Peygamberimiz Yetimlere Nasıl Davranırdı?

Şahsiyeti

Peygamber (s.a.s.) Efendimiz yetimlere nasıl davranırdı? Peygamberimizin (s.a.s.) yetimlere şefkati ve merhameti...

Kur’ân-ı Kerîm’de yetimin muhâfazasına dâir pek çok âyet-i kerîme vardır. Allah Teâlâ, yetimlere karşı hassas olmayı şöyle telkîn eder:

“Yetime karşı kahretme! (Kötü muâmelede bulunma!) (ed-Duhâ, 9)

“Yetimlerin haklarını vermekte tam adâleti gözetin. Yaptığınız her iyiliği, Allah mutlaka bilir.” (en-Nisâ, 127)

Hayâta gözlerini yetim olarak açmış olan Allah Resûlü de:

“Yetime karşı şefkatli bir baba gibi ol!” tavsiyesinde bulunmuştur. (Heysemî, VIII, 163)

EN HAYIRLI EV

Diğer bâzı hadîs-i şerîflerde de şöyle buyrulur:

“Müslümanlar içinde en hayırlı ev; içinde yetime iyi davranılan evdir. Müslümanlar içinde en kötü ev de yetime kötü davranılan evdir.” (İbn-i Mâce, Edeb, 6)

“Bir kimse, müslümanların arasında bulunan bir yetimi alarak yedirip içirmek üzere evine götürürse, affedilmeyecek bir suç işlemediği takdirde, Allah Teâlâ onu mutlaka cennete koyar.” (Tirmizî, Birr, 14/1917)

“Bir kimse sırf Allah rızâsı için bir yetimin başını okşarsa, elinin dokunduğu her saç teline karşılık ona sevap yazılır...” (Ahmed, V, 250)

CENNETE GÖTÜREN HASLET

Rahmet Peygamberi Efendimiz, toplumdaki kırık kalplere karşı, gerekli ictimâî vazîfelerin yapılmasını ısrarla tavsiye ederlerdi.

Bir defâsında:

“Kim mes’ûliyeti altındaki kız veya erkek yetim çocuğuna iyi davranırsa; o ve ben cennette (şöylece) beraber bulunacağız.” buyurarak iki parmağını yanyana getirmişlerdi. (Buhârî, Edeb, 24)

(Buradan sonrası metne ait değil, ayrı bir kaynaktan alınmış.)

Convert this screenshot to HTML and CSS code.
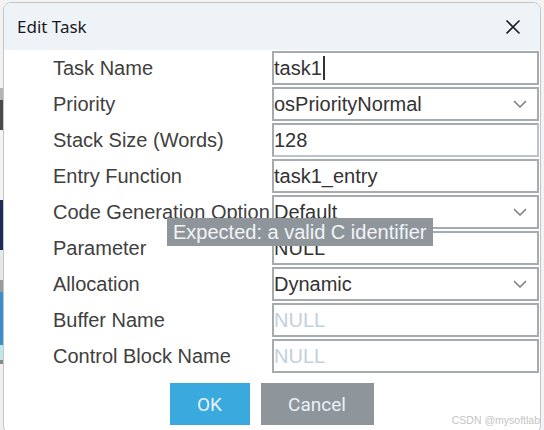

Hazret-i Peygamber’e birisi kalbinin katılığından şikâyet etti. Allah Resûlü de o kişiye tedâvî olarak:

“Eğer kalbinin yumuşamasını istiyorsan fakiri doyur, yetimin başını okşa!” tavsiyesinde bulundu. (Ahmed, II, 263, 387)

PEYGAMBERİMİZİN YETİMLERE ŞEFKATİ

Pek ulvî bir rûha sahip olan Fahr-i Kâinât Efendimiz, ümmetinin yetimleriyle bizzat meşgul olmuşlar ve insanlık âlemine şu güzel misâli hediye etmişlerdir:

“Ben her mü’mine kendi nefsinden daha ileriyim, daha yakınım. Bir kimse ölürken mal bırakırsa o mal kendi yakınlarına âittir. Fakat borç veya yetimler bırakırsa, o borç bana âittir; yetimlere bakmak da benim vazîfemdir.” (Müslim, Cuma, 43; İbn-i Mâce, Mukaddime, 7)

Enes (r.a.) şöyle anlatır:

Vefâtı esnâsında Resûlullah’ın yanındaydık. Bize üç defâ:

“Namaz husûsunda Allah’tan korkun!” dedi. Sonra da şöyle buyurdu:

“Emriniz altındaki insanlar hakkında Allah’tan korkun, iki zayıf hakkında Allah’tan korkun: Dul kadın ve yetim çocuk. Namaz husûsunda Allah’tan korkun!”

Sonra, “namaz, namaz” diye tekrar etmeye başladı. (Mübârek lisanları söylemez olunca bile) rûh-i mübârekleri çıkıncaya kadar bunu içten içe tekrar edip durdular. (Beyhakî, Şuab, VII, 477)

Hazret-i Peygamber’in, yetim olarak dünyâya gelmesi ile dünyâda ve âhirette yetimlik izzet ve şeref kazandı.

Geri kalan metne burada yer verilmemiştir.